If an URL lacks an attribute (e.g. `image`) then this attribute will be omitted from the result.
Example:
?content=Check+this+out+https://www.youtube.com/watch?v=dQw4w9WgXcQ
Will return:
Type: "application/json" [ { "url": "https://www.youtube.com/watch?v=dQw4w9WgXcQ", "title": "Rick Astley - Never Gonna Give You Up (Video)", "url_type": "video.other", "description": "Rick Astley - Never Gonna Give You Up...", "site_name": "YouTube", "favicon": "https://www.youtube.com/yts/img/favicon_32-vflOogEID.png", "image": "https://i.ytimg.com/vi/dQw4w9WgXcQ/maxresdefault.jpg" } ]
If handler was configured with FetchImageSize=true in its config, each hash may have additional fields `image_width` and `image_height` specifying dimensions of image provided by `image` attribute.
Additionally you can supply `callback` to wrap the result in a JavaScript callback (JSONP), the type of this response would be "application/x-javascript"

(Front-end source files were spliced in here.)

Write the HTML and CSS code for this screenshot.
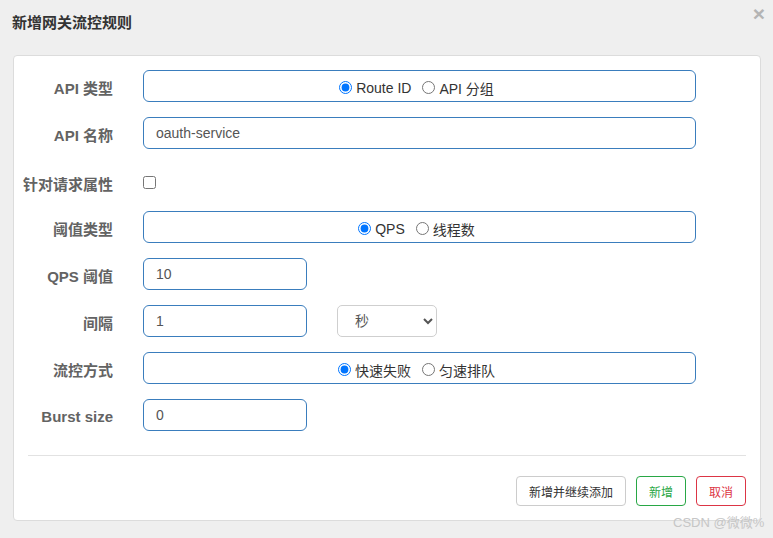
FILE: index.html
```html
<!DOCTYPE html>
<html lang="zh-CN">
<head>
<meta charset="utf-8">
<title>新增网关流控规则</title>
<link rel="stylesheet" href="styles.css">
</head>
<body>
<div class="dialog">
  <div class="dialog-header">
    <h4 class="dialog-title">新增网关流控规则</h4>
    <span class="close">×</span>
  </div>
  <div class="card">
    <div class="row">
      <label class="lbl">API 类型</label>
      <div class="box wide radios">
        <label class="opt"><input type="radio" name="apitype" checked>Route ID</label>
        <label class="opt"><input type="radio" name="apitype">API 分组</label>
      </div>
    </div>
    <div class="row">
      <label class="lbl">API 名称</label>
      <input class="box wide text" type="text" value="oauth-service">
    </div>
    <div class="row check-row">
      <label class="lbl">针对请求属性</label>
      <input class="chk" type="checkbox">
    </div>
    <div class="row">
      <label class="lbl">阈值类型</label>
      <div class="box wide radios">
        <label class="opt"><input type="radio" name="grade" checked>QPS</label>
        <label class="opt"><input type="radio" name="grade">线程数</label>
      </div>
    </div>
    <div class="row">
      <label class="lbl">QPS 阈值</label>
      <input class="box small text" type="text" value="10">
    </div>
    <div class="row">
      <label class="lbl">间隔</label>
      <input class="box small text" type="text" value="1">
      <select class="unit">
        <option>秒</option>
        <option>分</option>
        <option>时</option>
        <option>天</option>
      </select>
    </div>
    <div class="row">
      <label class="lbl">流控方式</label>
      <div class="box wide radios">
        <label class="opt"><input type="radio" name="behavior" checked>快速失败</label>
        <label class="opt"><input type="radio" name="behavior">匀速排队</label>
      </div>
    </div>
    <div class="row last">
      <label class="lbl">Burst size</label>
      <input class="box small text" type="text" value="0">
    </div>
    <div class="footer">
      <button class="btn btn-default">新增并继续添加</button>
      <button class="btn btn-success">新增</button>
      <button class="btn btn-danger">取消</button>
    </div>
  </div>
  <div class="watermark">CSDN @微微%</div>
</div>
</body>
</html>
```

FILE: styles.css
```css
html, body {
  margin: 0;
  padding: 0;
}
body {
  background: #efefef;
  font-family: "Liberation Sans", "Noto Sans CJK SC", sans-serif;
  font-size: 14px;
  color: #333;
  width: 773px;
  height: 538px;
  overflow: hidden;
}
.dialog {
  position: relative;
  height: 538px;
}
.dialog-header {
  display: flex;
  justify-content: space-between;
  align-items: flex-start;
  height: 55px;
  box-sizing: border-box;
  padding: 13px 8px 0 12px;
}
.dialog-title {
  margin: 0;
  font-size: 15px;
  line-height: 20px;
  font-weight: bold;
  color: #333;
}
.close {
  margin-top: -10px;
  font-size: 21px;
  line-height: 21px;
  font-weight: bold;
  color: #b4b4b4;
}
.card {
  margin-left: 13px;
  width: 748px;
  box-sizing: border-box;
  background: #fff;
  border: 1px solid #dcdcdc;
  border-radius: 4px;
  padding: 14px 0 14px 0;
}
.row {
  display: flex;
  align-items: center;
  height: 32px;
  margin-bottom: 15px;
}
.row.last {
  margin-bottom: 0;
}
.check-row {
  box-sizing: border-box;
  padding-top: 5px;
}
.lbl {
  width: 99px;
  flex: 0 0 99px;
  margin-right: 30px;
  padding-top: 2px;
  text-align: right;
  font-weight: bold;
  color: #636363;
  font-size: 15px;
  white-space: nowrap;
}
.box {
  box-sizing: border-box;
  height: 32px;
  border: 1px solid #3a7dbd;
  border-radius: 6px;
  background: #fff;
  font-family: "Liberation Sans", "Noto Sans CJK SC", sans-serif;
  font-size: 14px;
  color: #555;
}
.text {
  padding: 0 12px;
  outline: none;
  margin: 0;
}
.wide {
  width: 553px;
}
.small {
  width: 164px;
}
.radios {
  display: flex;
  justify-content: center;
  align-items: center;
  gap: 11px;
  padding-right: 6px;
  padding-top: 3px;
  color: #333;
}
.opt {
  display: flex;
  align-items: center;
}
.opt input {
  margin: 0 4px 0 0;
  width: 13px;
  height: 13px;
}
.chk {
  margin: 0;
  width: 13px;
  height: 13px;
}
.unit {
  margin-left: 30px;
  width: 100px;
  height: 32px;
  box-sizing: border-box;
  border: 1px solid #cfcfcf;
  border-radius: 5px;
  background: #fff;
  padding-left: 13px;
  font-family: "Liberation Sans", "Noto Sans CJK SC", sans-serif;
  font-size: 14px;
  color: #555;
}
.footer {
  margin: 24px 14px 0 14px;
  border-top: 1px solid #e2e2e2;
  padding-top: 20px;
  display: flex;
  justify-content: flex-end;
  gap: 10px;
}
.btn {
  height: 30px;
  box-sizing: border-box;
  padding: 0 12px;
  border-radius: 4px;
  background: #fff;
  font-family: "Liberation Sans", "Noto Sans CJK SC", sans-serif;
  font-size: 12px;
  cursor: pointer;
}
.btn-default {
  border: 1px solid #cccccc;
  color: #333;
}
.btn-success {
  border: 1px solid #28a745;
  color: #28a745;
}
.btn-danger {
  border: 1px solid #dc3545;
  color: #dc3545;
}
.watermark {
  position: absolute;
  left: 673px;
  top: 515px;
  font-size: 13px;
  line-height: 16px;
  color: #c6c6c6;
  white-space: nowrap;
}
```
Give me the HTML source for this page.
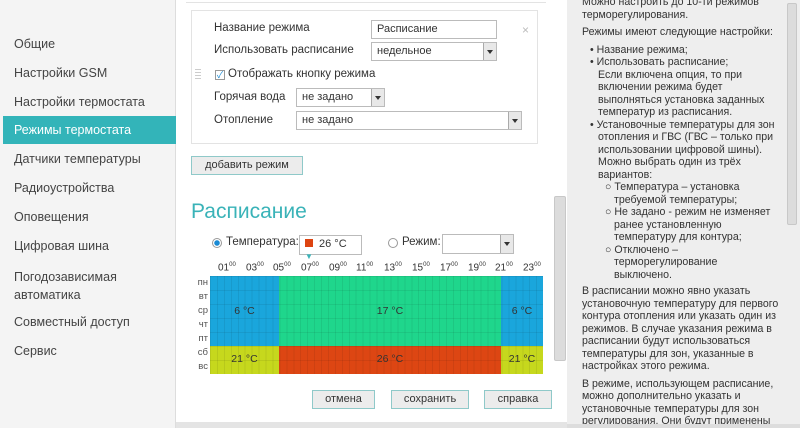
<!DOCTYPE html>
<html><head><meta charset="utf-8"><style>
*{box-sizing:border-box;margin:0;padding:0}
body{width:800px;height:428px;overflow:hidden;background:#fff;font-family:"Liberation Sans","Noto Sans CJK SC",sans-serif;color:#333;position:relative}
.nav{position:absolute;left:0;top:0;width:176px;height:428px;background:#f4f4f4;border-right:1px solid #ddd}
.nav div{position:absolute;left:14px;font-size:12.5px;color:#444}
.nav .act{left:3px;width:173px;height:28px;background:#33b4b9;color:#fff;padding:7px 11px}
.card{position:absolute;left:191px;top:10px;width:347px;height:134px;border:1px solid #e3e3e3;background:#fff}
.lbl{position:absolute;font-size:11.5px;color:#333}
.inp{position:absolute;border:1px solid #bbb;background:#fff;font-size:11px;padding:2px 5px;height:19px}
.dd{position:absolute;right:0;top:0;width:13px;height:17px;background:#e8e8e8;border-left:1px solid #aaa}
.dd:after{content:"";position:absolute;left:3px;top:7px;border:3px solid transparent;border-top:4px solid #333}
.btn{position:absolute;height:19px;border:1px solid #8fc9c9;background:#ececec;font-size:11px;text-align:center;line-height:17px;color:#333}
.side{position:absolute;left:567px;top:0;width:233px;height:428px;background:#eeeeee;font-size:10.6px;line-height:12.5px;color:#333;padding:0 0 0 15px;overflow:hidden}
.side p{margin:0 0 5px}
.cell{position:absolute;font-size:10.5px;text-align:center;color:#333}
</style></head><body>
<div class="nav">
<div style="top:37px">Общие</div>
<div style="top:66px">Настройки GSM</div>
<div style="top:95px">Настройки термостата</div>
<div class="act" style="top:116px">Режимы термостата</div>
<div style="top:152px">Датчики температуры</div>
<div style="top:181px">Радиоустройства</div>
<div style="top:210px">Оповещения</div>
<div style="top:239px">Цифровая шина</div>
<div style="top:268px;line-height:18px">Погодозависимая<br>автоматика</div>
<div style="top:315px">Совместный доступ</div>
<div style="top:344px">Сервис</div>
</div>
<div style="position:absolute;left:186px;top:0;width:360px;height:3px;border-bottom:1px solid #e3e3e3"></div>
<div class="card">
<div class="lbl" style="left:22px;top:11px">Название режима</div>
<div class="inp" style="left:179px;top:9px;width:126px">Расписание</div>
<div style="position:absolute;left:330px;top:12px;color:#bbb;font-size:12px">×</div>
<div class="lbl" style="left:22px;top:33px">Использовать расписание</div>
<div class="inp" style="left:179px;top:31px;width:126px">недельное<span class="dd"></span></div>
<div style="position:absolute;left:3px;top:58px;width:6px;height:12px;background:repeating-linear-gradient(#ccc 0 1px,transparent 1px 3px)"></div>
<div style="position:absolute;left:23px;top:59px;width:10px;height:10px;border:1px solid #999;background:#fff;color:#1a8ad4;font-size:9px;line-height:8px;text-align:center">✓</div>
<div class="lbl" style="left:36px;top:57px">Отображать кнопку режима</div>
<div class="lbl" style="left:22px;top:80px">Горячая вода</div>
<div class="inp" style="left:104px;top:77px;width:89px">не задано<span class="dd"></span></div>
<div class="lbl" style="left:22px;top:103px">Отопление</div>
<div class="inp" style="left:104px;top:100px;width:226px">не задано<span class="dd"></span></div>
</div>
<div class="btn" style="left:191px;top:156px;width:112px">добавить режим</div>
<div style="position:absolute;left:191px;top:200px;font-size:21px;color:#3ab3b8">Расписание</div>
<div style="position:absolute;left:212px;top:238px;width:10px;height:10px;border-radius:50%;border:1px solid #999;background:radial-gradient(#1a8ad4 2.5px,#fff 3px)"></div>
<div class="lbl" style="left:226px;top:236px">Температура:</div>
<div class="inp" style="left:299px;top:235px;width:63px;height:20px"><span style="display:inline-block;width:8px;height:8px;background:#dd4411;margin-right:6px"></span>26 °C <span style="color:#3ab3b8;font-size:8px">▼</span></div>
<div style="position:absolute;left:388px;top:238px;width:10px;height:10px;border-radius:50%;border:1px solid #999;background:#fff"></div>
<div class="lbl" style="left:402px;top:236px">Режим:</div>
<div class="inp" style="left:442px;top:234px;width:72px;height:20px"><span class="dd" style="height:18px"></span></div>
<div style="position:absolute;left:210px;top:262px;font-size:10px;width:340px">
<span style="position:absolute;left:8px">01<sup style="font-size:6px">00</sup></span><span style="position:absolute;left:36px">03<sup style="font-size:6px">00</sup></span><span style="position:absolute;left:63px">05<sup style="font-size:6px">00</sup></span><span style="position:absolute;left:91px">07<sup style="font-size:6px">00</sup></span><span style="position:absolute;left:119px">09<sup style="font-size:6px">00</sup></span><span style="position:absolute;left:146px">11<sup style="font-size:6px">00</sup></span><span style="position:absolute;left:174px">13<sup style="font-size:6px">00</sup></span><span style="position:absolute;left:202px">15<sup style="font-size:6px">00</sup></span><span style="position:absolute;left:230px">17<sup style="font-size:6px">00</sup></span><span style="position:absolute;left:258px">19<sup style="font-size:6px">00</sup></span><span style="position:absolute;left:285px">21<sup style="font-size:6px">00</sup></span><span style="position:absolute;left:313px">23<sup style="font-size:6px">00</sup></span>
</div>
<div style="position:absolute;left:193px;top:276px;font-size:9.5px;line-height:14px;color:#555;text-align:right;width:15px">пн<br>вт<br>ср<br>чт<br>пт<br>сб<br>вс</div>
<div style="position:absolute;left:210px;top:276px;width:333px;height:98px">
<div style="position:absolute;left:0;top:0;width:69px;height:70px;background:#1aa6dc"></div>
<div style="position:absolute;left:69px;top:0;width:222px;height:70px;background:#1fd68c"></div>
<div style="position:absolute;left:291px;top:0;width:42px;height:70px;background:#1aa6dc"></div>
<div style="position:absolute;left:0;top:70px;width:69px;height:28px;background:#c6d81d"></div>
<div style="position:absolute;left:69px;top:70px;width:222px;height:28px;background:#dd4613"></div>
<div style="position:absolute;left:291px;top:70px;width:42px;height:28px;background:#c6d81d"></div>
<div style="position:absolute;inset:0;background:repeating-linear-gradient(90deg,rgba(0,0,0,.07) 0 1px,transparent 1px 6.94px),repeating-linear-gradient(rgba(0,0,0,.07) 0 1px,transparent 1px 14px)"></div>
<div class="cell" style="left:0;top:29px;width:69px">6 °C</div>
<div class="cell" style="left:69px;top:29px;width:222px">17 °C</div>
<div class="cell" style="left:291px;top:29px;width:42px">6 °C</div>
<div class="cell" style="left:0;top:77px;width:69px">21 °C</div>
<div class="cell" style="left:69px;top:77px;width:222px">26 °C</div>
<div class="cell" style="left:291px;top:77px;width:42px">21 °C</div>
</div>
<div class="btn" style="left:312px;top:390px;width:63px">отмена</div>
<div class="btn" style="left:391px;top:390px;width:78px">сохранить</div>
<div class="btn" style="left:484px;top:390px;width:68px">справка</div>
<div style="position:absolute;left:554px;top:196px;width:12px;height:165px;background:#dcdcdc;border:1px solid #c8c8c8;border-radius:2px"></div>
<div style="position:absolute;left:176px;top:422px;width:391px;height:6px;background:#e4e4e4"></div>
<div class="side">
<p style="margin-top:-4px">Можно настроить до 10-ти режимов<br>терморегулирования.</p>
<p>Режимы имеют следующие настройки:</p>
<div style="padding-left:8px;margin-bottom:4px">
<div>• Название режима;</div>
<div>• Использовать расписание;</div>
<div style="padding-left:8px">Если включена опция, то при<br>включении режима будет<br>выполняться установка заданных<br>температур из расписания.</div>
<div>• Установочные температуры для зон</div>
<div style="padding-left:8px">отопления и ГВС (ГВС – только при<br>использовании цифровой шины).<br>Можно выбрать один из трёх<br>вариантов:</div>
<div style="padding-left:15px">○ Температура – установка<br><span style="padding-left:9px">требуемой температуры;</span><br>○ Не задано - режим не изменяет<br><span style="padding-left:9px">ранее установленную</span><br><span style="padding-left:9px">температуру для контура;</span><br>○ Отключено –<br><span style="padding-left:9px">терморегулирование</span><br><span style="padding-left:9px">выключено.</span></div>
</div>
<p>В расписании можно явно указать<br>установочную температуру для первого<br>контура отопления или указать один из<br>режимов. В случае указания режима в<br>расписании будут использоваться<br>температуры для зон, указанные в<br>настройках этого режима.</p>
<p>В режиме, использующем расписание,<br>можно дополнительно указать и<br>установочные температуры для зон<br>регулирования. Они будут применены</p>
</div>
<div style="position:absolute;left:787px;top:3px;width:10px;height:222px;background:#dcdcdc;border:1px solid #c8c8c8;border-radius:2px"></div>
<div style="position:absolute;left:567px;top:424px;width:233px;height:4px;background:#ddd"></div>
</body></html>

If an optional `markdown` boolean argument is set (markdown=true), then provided content is parsed as markdown formatted text and links are extracted in context-aware mode — i.e. preformatted text blocks are skipped.
Security ¶
Care should be taken when running this inside internal network since it may disclose internal endpoints. It is a good idea to run the service on a separate host in an isolated subnet.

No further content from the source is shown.